It’s been a stressful week for those who own bitcoin and other cryptocurrencies, as they watched billions of dollars get wiped off the value of their assets.
Bitcoin (which has often been touted as “digital gold” or a “hedge against inflation”) plunged below $US25,500 this week — a far cry from the record high $US69,000 price tag it commanded back in November.
The wider crypto market (which includes thousands of digital currencies and tokens) has seen its value plunge by more than 50 per cent since then.
Lately, people have been dumping their riskier, speculative assets like crypto, tech stocks, and shares in companies which are still in their “growth” phase (and not paying dividends).
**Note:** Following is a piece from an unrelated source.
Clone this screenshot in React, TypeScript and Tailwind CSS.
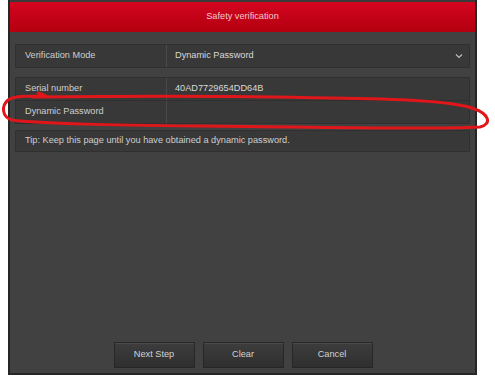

It comes as the US Federal Reserve (and central banks globally) hike interest rates aggressively — and remove trillions of dollars worth of COVID-19 stimulus, in a desperate bid to keep a lid on decades-high inflation.
Crypto bank run
Apart from those “big picture” economic factors, analysts say the crash of the TerraUSD “stablecoin” (or UST) — and its potential contagion effect — was the main reason behind this week’s cryptocurrency sell-off.
Stablecoins like UST, Tether and USDC are like bank accounts for the crypto ecosystem, and their value is usually pegged to fiat currencies like the US dollar (on 1:1 basis).
In theory, they’re meant to have a fixed value (around $US1) so they can be a reliable store of value — in contrast to the extreme volatility of bitcoin, ethereum and others.
Terra was one of the world’s most valuable (and stable) digital currencies. But on Tuesday, a huge sell-off occurred as the value of the Terra stablecoin suddenly “unpegged” from the US dollar.
Its value plunged from $US1 (where it was always meant to remain) to 60 US cents. Then it crashed again on Wednesday, bringing its value down to 20 US cents.It was the equivalent of a crypto “bank run”, as people rushed to pull their money out.